Jarek Lancaster

No. 35
- Position: Linebacker

Personal information
- Born: March 24, 1990 (age 35) Moreno Valley, California, U.S.
- Height: 6 ft 1 in (1.85 m)

Career information
- High school: Sandra Day O'Connor High School
- College: Stanford University (2009–2014);

Awards and highlights
- Pac-12 Champion (2012, 2013);
- Stats at ESPN

= Jarek Lancaster =

American football player (born 1990)

Jarek Alexander Lancaster (born March 24, 1990) is an American former football linebacker for the Stanford Cardinal.

==Early life==
Lancaster attended the Sandra Day O'Connor High School in Helotes, TX, where he played defensive end, linebacker and quarterback.
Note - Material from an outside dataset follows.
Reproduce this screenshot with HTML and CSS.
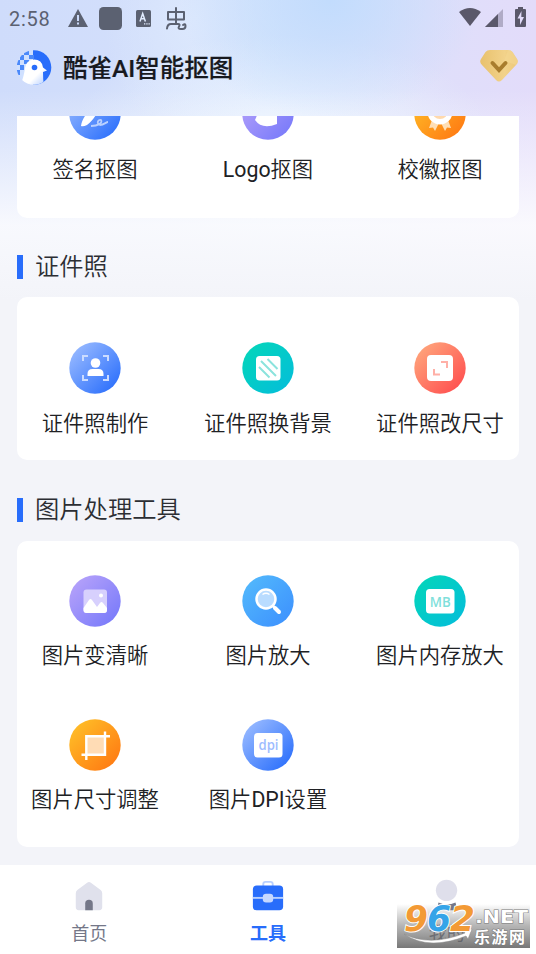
FILE: index.html
```
<!DOCTYPE html>
<html lang="zh-CN">
<head>
<meta charset="utf-8">
<title>酷雀AI智能抠图</title>
<link rel="stylesheet" href="styles.css">
</head>
<body>
<svg class="defs" width="0" height="0">
  <defs>
    <linearGradient id="blue" x1="0" y1="0" x2="1" y2="1"><stop offset=".12" stop-color="#94b7ff"/><stop offset=".85" stop-color="#3475fc"/></linearGradient>
    <linearGradient id="violet" x1="0" y1="0" x2="1" y2="1"><stop offset=".12" stop-color="#b3a0fa"/><stop offset=".88" stop-color="#7b7cfa"/></linearGradient>
    <linearGradient id="orange" x1="0" y1="0" x2="1" y2="1"><stop offset=".1" stop-color="#ffbd27"/><stop offset=".9" stop-color="#ff7b13"/></linearGradient>
    <linearGradient id="teal" x1="0" y1="0" x2="1" y2="1"><stop offset=".12" stop-color="#04d4bc"/><stop offset=".9" stop-color="#04bfd8"/></linearGradient>
    <linearGradient id="red" x1="0" y1="0" x2="1" y2="1"><stop offset=".12" stop-color="#ffa27a"/><stop offset=".9" stop-color="#ff5050"/></linearGradient>
    <linearGradient id="sky" x1="0" y1="0" x2="1" y2="1"><stop offset=".12" stop-color="#51b6fc"/><stop offset=".9" stop-color="#3e93fe"/></linearGradient>
    <linearGradient id="gold" x1="0" y1="0" x2="1" y2="0"><stop offset="0" stop-color="#e8c16d"/><stop offset=".65" stop-color="#f2d28a"/><stop offset="1" stop-color="#edc878"/></linearGradient>
    <linearGradient id="bird" x1="0" y1="0" x2="1" y2="1"><stop offset=".6" stop-color="#fff"/><stop offset="1" stop-color="#a9c7ff"/></linearGradient>
  </defs>
</svg>
<div class="app">
  <header class="top">
    <div class="status">
      <span class="clock">2:58</span>
      <svg class="status-icons" width="122" height="24" viewBox="0 0 122 24" fill="#5b6171">
        <path d="M11 2 21 20H1Z"/><path d="M10 8h2v6h-2zM10 15.500h2v2h-2z" fill="#cbdafa"/>
        <rect x="32" width="23" height="23" rx="4.500"/>
        <rect x="69" y="3" width="15" height="17" rx="1.500"/>
        <path d="m73 14.500 2.700-8 2.700 8M74 11.700h3.500" fill="none" stroke="#e3edff" stroke-width="1.500"/>
        <path d="M77 16.200h1.300v1.300H77zM79.300 16.200h1.300v1.300h-1.300zM81.500 16.200h1.300v1.300h-1.300z" fill="#e3edff"/>
        <path d="M101 5h16v7.500h-16zM109 1v15.500M100 21.500q.5-4.500 4-4.500h7q2.500 0 1 2.500t2 2.500h1.500q3 0 3-3t-2.500-1" fill="none" stroke="#5b6171" stroke-width="2" stroke-linecap="round" stroke-linejoin="round"/>
      </svg>
      <svg class="signal" width="68" height="22" viewBox="0 0 68 22" fill="#5a586a">
        <path d="M0 5Q11-3 22 5L11 19Z"/><path d="M26 20 44 2v18Z" fill="#b0abc6"/><path d="M26 20 39 7v13Z"/>
        <path d="M59 0h5v2h2q1 0 1 1v16q0 1-1 1h-9q-1 0-1-1V3q0-1 1-1h2Z"/><path d="m62.500 4-4 7.500h2.500V18l4-8h-2.700Z" fill="#e2dcfa"/>
      </svg>
    </div>
    <div class="brand">
      <svg width="36" height="36" viewBox="0 0 36 36">
        <defs><clipPath id="disc"><circle cx="18" cy="17.500" r="17.300"/></clipPath></defs>
        <g clip-path="url(#disc)">
          <path d="M0 0h36v36H0z" fill="#cfe0ff"/><path d="M17 0h19v36H17z" fill="#286dfb"/>
          <path d="M8 0h5v5H8zM13 5h5v4h-5zM4 5h4v5H4zM8 10h5v4H8zM0 10h4v5H0zM4 15h4v5H4zM0 20h4v5H0z" fill="#4b89fa"/>
          <path d="M4 36C7 29 8 25 9 18q1-8 9-8.500 8 0 9 8l4 3-4 1.500q0 9 1 14Z" fill="url(#bird)"/>
          <circle cx="18.500" cy="17.500" r="2.800" fill="#286dfb"/>
        </g>
      </svg>
      <h1>酷雀AI智能抠图</h1>
      <svg class="vip" width="38" height="34" viewBox="0 0 38 34">
        <path d="M10 1h18q3 0 4.500 2l4.500 7q2 3-1 6L22 31q-3 3-6 0L2 16q-3-3-1-6L5.500 3Q7 1 10 1Z" fill="url(#gold)"/>
        <path d="M28 1q3 0 4.500 2l4.500 7q2 3-1 6l-12-4Z" fill="#f5d996" opacity=".5"/>
        <path d="m12.500 14 6.500 7 6.500-7" fill="none" stroke="#a97d2d" stroke-width="4" stroke-linecap="round"/>
      </svg>
    </div>
  </header>

  <main>
    <section class="card clipped">
      <div class="tool"><svg viewBox="0 0 52 52"><circle cx="26" cy="26" r="25.700" fill="url(#blue)"/><path d="M12 38c1-8 8-17 17-23l4 4c-5 5-8 13-15 18q-4 2-6 1Z" fill="#fff"/><path d="M22 38c7 0 12-3 10-6-3-1-5 4-1 5 4 0 6-3 8-3" fill="none" stroke="#b9d0ff" stroke-width="1.800"/></svg><span>签名抠图</span></div>
      <div class="tool"><svg viewBox="0 0 52 52"><circle cx="26" cy="26" r="25.700" fill="url(#violet)"/><path d="M13 32l6-14h16v18q-15 6-22-4Z" fill="#fff"/></svg><span><b>Logo</b>抠图</span></div>
      <div class="tool"><svg viewBox="0 0 52 52"><circle cx="26" cy="26" r="25.700" fill="url(#orange)"/><path d="m18 32-3 8 4-.5 2 3.500 4-8h2l4 8 2-3.500 4 .5-3-8Z" fill="#ffdfb5"/><circle cx="26" cy="24" r="12.500" fill="#fff"/><circle cx="26" cy="23" r="8" fill="#ffd9ad"/></svg><span>校徽抠图</span></div>
    </section>

    <h2>证件照</h2>
    <section class="card portrait">
      <div class="tool"><svg viewBox="0 0 52 52"><circle cx="26" cy="26" r="25.700" fill="url(#blue)"/><path d="M14 19v-5h5M34 14h5v5M14 33v5h5M34 38h5v-5" fill="none" stroke="#cbdcff" stroke-width="2"/><circle cx="26.500" cy="21" r="4.800" fill="#fff"/><path d="M18.500 34v-2q0-5 5-5h6q5 0 5 5v2Z" fill="#fff"/></svg><span>证件照制作</span></div>
      <div class="tool"><svg viewBox="0 0 52 52"><circle cx="26" cy="26" r="25.700" fill="url(#teal)"/><rect x="14" y="14" width="24.500" height="24.500" rx="3.500" fill="#fff"/><path d="m25.500 17 10 10M19 19l15 15M17 25l10.500 10.500" stroke="#8be3dd" stroke-width="2"/></svg><span>证件照换背景</span></div>
      <div class="tool"><svg viewBox="0 0 52 52"><circle cx="26" cy="26" r="25.700" fill="url(#red)"/><rect x="13" y="13" width="26" height="26" rx="4" fill="#fff"/><path d="M27 20h6v6M20 27v5.500h6" fill="none" stroke="#ffb0a7" stroke-width="2"/></svg><span>证件照改尺寸</span></div>
    </section>

    <h2>图片处理工具</h2>
    <section class="card process">
      <div class="tool"><svg viewBox="0 0 52 52"><circle cx="26" cy="26" r="25.700" fill="url(#violet)"/><rect x="14.500" y="14.500" width="23.500" height="23.500" rx="3" fill="#d7d0fd"/><path d="M14.500 33 20 25q1.500-2 3 0l5 7 3-4q1.500-2 3 0l4 5v2q0 3-3 3H17.500q-3 0-3-3Z" fill="#fff"/><circle cx="32" cy="20.500" r="2" fill="#fff"/></svg><span>图片变清晰</span></div>
      <div class="tool"><svg viewBox="0 0 52 52"><circle cx="26" cy="26" r="25.700" fill="url(#sky)"/><circle cx="24" cy="24" r="9.500" fill="#b9dcff" stroke="#fff" stroke-width="2.500"/><path d="M20.500 19.500q3.500-2.500 7 0" fill="none" stroke="#fff" stroke-width="1.400"/><path d="m31 31 2 2" stroke="#fff" stroke-width="2.500"/><path d="m33 33 4 4" stroke="#fff" stroke-width="4" stroke-linecap="round"/></svg><span>图片放大</span></div>
      <div class="tool"><svg viewBox="0 0 52 52"><circle cx="26" cy="26" r="25.700" fill="url(#teal)"/><rect x="12" y="14" width="28.500" height="24.500" rx="3.500" fill="#fff"/><text class="glyph mb" x="26.200" y="31.500" textLength="21" lengthAdjust="spacingAndGlyphs">MB</text></svg><span>图片内存放大</span></div>
      <div class="tool"><svg viewBox="0 0 52 52"><circle cx="26" cy="26" r="25.700" fill="url(#orange)"/><path d="M17 17h19v19H17z" fill="#ffdcb5"/><path d="M17.300 41V17.300H41M12.500 35.700h23.500V12.500" fill="none" stroke="#fff" stroke-width="2.400"/></svg><span>图片尺寸调整</span></div>
      <div class="tool"><svg viewBox="0 0 52 52"><circle cx="26" cy="26" r="25.700" fill="url(#blue)"/><rect x="12" y="14" width="28.500" height="24.500" rx="3.500" fill="#fff"/><text class="glyph dpi" x="26.500" y="30.500" textLength="20" lengthAdjust="spacingAndGlyphs">dpi</text></svg><span>图片<b>DPI</b>设置</span></div>
    </section>
  </main>

  <nav>
    <div class="tab"><svg width="36" height="36" viewBox="0 0 36 36"><path d="M4 15q0-2 2-3.500L16 4q2-1.500 4 0l10 7.500q2 1.500 2 3.500v15q0 3-3 3H7q-3 0-3-3Z" fill="#e0e1ec"/><path d="M14 33v-7q0-4 4-4t4 4v7Z" fill="#747788"/></svg><span>首页</span></div>
    <div class="tab active"><svg width="36" height="36" viewBox="0 0 36 36"><rect x="13" y="3" width="10" height="8" rx="2.500" fill="none" stroke="#b7cfff" stroke-width="2"/><rect x="2" y="7" width="32" height="26" rx="4" fill="#286dfb"/><path d="M2 20h32" stroke="#b7cfff" stroke-width="2"/><rect x="12.500" y="15.500" width="11" height="9.500" rx="3.500" fill="#c5d8ff"/></svg><span>工具</span></div>
    <div class="tab"><svg width="36" height="36" viewBox="0 0 36 36"><circle cx="17.500" cy="12" r="11.300" fill="#dfdfeb"/><path d="M9 25q9 4 18 0l2 8H7Z" fill="#747788"/></svg><span>我的</span></div>
    <svg class="watermark" width="133" height="50" viewBox="0 0 133 50">
      <defs><linearGradient id="shade" x1="0" y1="0" x2="0" y2="1"><stop offset="0" stop-color="#777" stop-opacity="0"/><stop offset=".5" stop-color="#777" stop-opacity=".55"/><stop offset="1" stop-color="#555" stop-opacity=".8"/></linearGradient></defs>
      <rect y="6" width="133" height="44" fill="url(#shade)"/>
      <path d="M7 36q26 13 61-1l-2-3 9-1-4 10-2-3Q32 53 7 36Z" fill="#fff" stroke="#888" stroke-width=".5"/>
      <g class="digits"><text x="7" y="33" textLength="24" lengthAdjust="spacingAndGlyphs" fill="#f39a35">9</text><text x="30" y="33" textLength="24" lengthAdjust="spacingAndGlyphs" fill="#35a4e8">6</text><text x="53" y="33" textLength="25" lengthAdjust="spacingAndGlyphs" fill="#f39a35">2</text></g>
      <text class="net" x="78" y="25" textLength="53" lengthAdjust="spacingAndGlyphs">.NET</text>
      <text class="site" x="77" y="45" textLength="51">乐游网</text>
    </svg>
  </nav>
</div>
</body>
</html>
```
FILE: styles.css
```
* { box-sizing: border-box; }

body {
  margin: 0;
  font-family: Roboto, "Noto Sans CJK SC", sans-serif;
  color: #202124;
}

.defs { display: block; }

.app {
  display: flex;
  flex-direction: column;
  width: 536px;
  height: 954px;
  overflow: hidden;
  background:
    linear-gradient(180deg, rgba(252, 252, 254, 0) 90px, rgba(252, 252, 254, .9) 225px, #f3f4f9 300px),
    radial-gradient(ellipse 150px 120px at 330px 0, #c2dcfd 0, rgba(194, 220, 253, 0) 100%),
    radial-gradient(ellipse 210px 100px at 280px 135px, #edf4ff 0, rgba(237, 244, 255, 0) 100%),
    radial-gradient(ellipse 90px 120px at 195px 20px, #dce8fd 0, rgba(220, 232, 253, 0) 100%),
    linear-gradient(90deg, #cfdcfb 0, #d3dffb 30%, #d6e5fc 50%, #dfdffa 80%, #e3dcfa 100%);
}

.top { height: 116px; flex: none; }

.status {
  display: flex;
  align-items: flex-start;
  height: 38px;
  padding: 7px 9px 0 9px;
}

.clock {
  width: 58px;
  font-size: 20px;
  line-height: 24px;
  letter-spacing: .7px;
  color: #5b6171;
}

.signal { margin-left: auto; }

.brand {
  display: flex;
  align-items: center;
  height: 60px;
  padding: 0 18px 0 16px;
}

.brand h1 {
  margin: 1px 0 0 11px;
  font-size: 24.500px;
  font-weight: 500;
  line-height: 32px;
  color: #17191f;
  white-space: nowrap;
  -webkit-text-stroke: .2px #17191f;
}

.vip { margin: -4px 0 0 auto; }

main {
  flex: none;
  height: 749px;
  padding: 0 17px;
}

.card {
  display: grid;
  grid-template-columns: 156px 190px 154px;
  width: 502px;
  background: #fff;
  border-radius: 10px;
}

.clipped {
  height: 102px;
  overflow: hidden;
  border-radius: 0 0 10px 10px;
}

.clipped .tool { margin-top: -28px; }

.portrait { height: 163px; padding-top: 45px; }

.process {
  height: 306px;
  padding-top: 34px;
  grid-auto-rows: 144px;
}

.tool {
  display: flex;
  flex-direction: column;
  align-items: center;
}

.tool svg { width: 52px; height: 52px; flex: none; }

.tool span {
  margin-top: 14px;
  font-size: 21.300px;
  line-height: 32px;
  font-weight: 350;
  white-space: nowrap;
}

.tool b { font-weight: 400; }

.process .tool span { margin-top: 13px; }

h2 {
  display: flex;
  align-items: center;
  gap: 12px;
  height: 79px;
  margin: 0;
  padding-top: 18px;
  font-size: 24.300px;
  font-weight: 350;
  line-height: 36px;
  color: #2c2e33;
}

.portrait + h2 { height: 81px; }

h2::before {
  content: "";
  width: 6px;
  height: 24px;
  background: #286dfb;
}

.glyph {
  font-family: "Open Sans", "Noto Sans", sans-serif;
  text-anchor: middle;
  font-weight: 600;
}

.mb { font-size: 14px; fill: #80dfdb; }
.dpi { font-size: 14px; fill: #9dbcff; }

nav {
  position: relative;
  display: grid;
  grid-template-columns: repeat(3, 1fr);
  height: 89px;
  background: #fff;
}

.tab {
  display: flex;
  flex-direction: column;
  align-items: center;
  padding-top: 13px;
  font-size: 18px;
  line-height: 26px;
  color: #747788;
}

.tab svg { width: 34px; height: 36px; }
.tab span { margin-top: 7px; }
.active { color: #286dfb; font-weight: 700; }

.watermark {
  position: absolute;
  right: 6px;
  bottom: 6px;
}

.digits {
  font: italic 700 35px "DejaVu Sans", sans-serif;
  stroke: #fff;
  stroke-width: 2px;
  paint-order: stroke;
}

.net {
  font: 700 18px "DejaVu Sans", sans-serif;
  fill: #fff;
  stroke: #777;
  stroke-width: 1px;
  paint-order: stroke;
}

.site {
  font: 700 16px "Noto Sans CJK SC", sans-serif;
  fill: #fff;
  stroke: #777;
  stroke-width: 1px;
  paint-order: stroke;
}
```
He recorded 157 tackles (51 solo) and 6.5 sacks in his career and also completed 60 of 115 passing for 1,087 yards and 10 TD as a senior quarterback, where he was named All-District 28-5A second team as a senior. He was named the Nation's 53rd best linebacker by Scout.com. He also lettered in track and field (hurdles, Long jump, Triple jump and mile relay).

==College career==
Lancaster completed his career at Stanford playing in 54 straight games with 146 tackles (93 solo) and 6.5 sacks. He came to Stanford in the class of 2009 as a Safety, but was moved to Linebacker after he grew during his Red-Shirt year. His most notable season came as a sophomore in 2011, while replacing injured Shayne Skov, Lancaster started 10 games, leading the team in tackles with 70 (44 solo) for the #7 ranked Cardinal, punctuated by a 7 tackle performance in a Fiesta Bowl loss to Oklahoma State. In his career at Stanford, Lancaster was twice named as the recipient of the Phil Moffat Award, awarded to the team's Outstanding Special Teams Player of the Year.

Statistics
| Season | Tackles | Assist | Total | Sack | Pass def | Fumble rec |
|---|---|---|---|---|---|---|
| 2010 | 10 | 5 | 15 | 0.0 | 0 | 0 |
| 2011 | 44 | 26 | 70 | 3.5 | 3 | 1 |
| 2012 | 23 | 13 | 36 | 2.0 | 0 | 0 |
| 2013 | 16 | 9 | 25 | 1.0 | 0 | 1 |
| TOTALS | 93 | 53 | 146 | 6.5 | 3 | 2 |

==Personal==
Jarek is the nephew of Sacha Lancaster, a former NFL Europe, CFL and AFL defensive end.

As of 2023, Lancaster lives in San Antonio, Texas, and has worked as a teacher, football coach, and administrator in San Antonio's Northside Independent School District.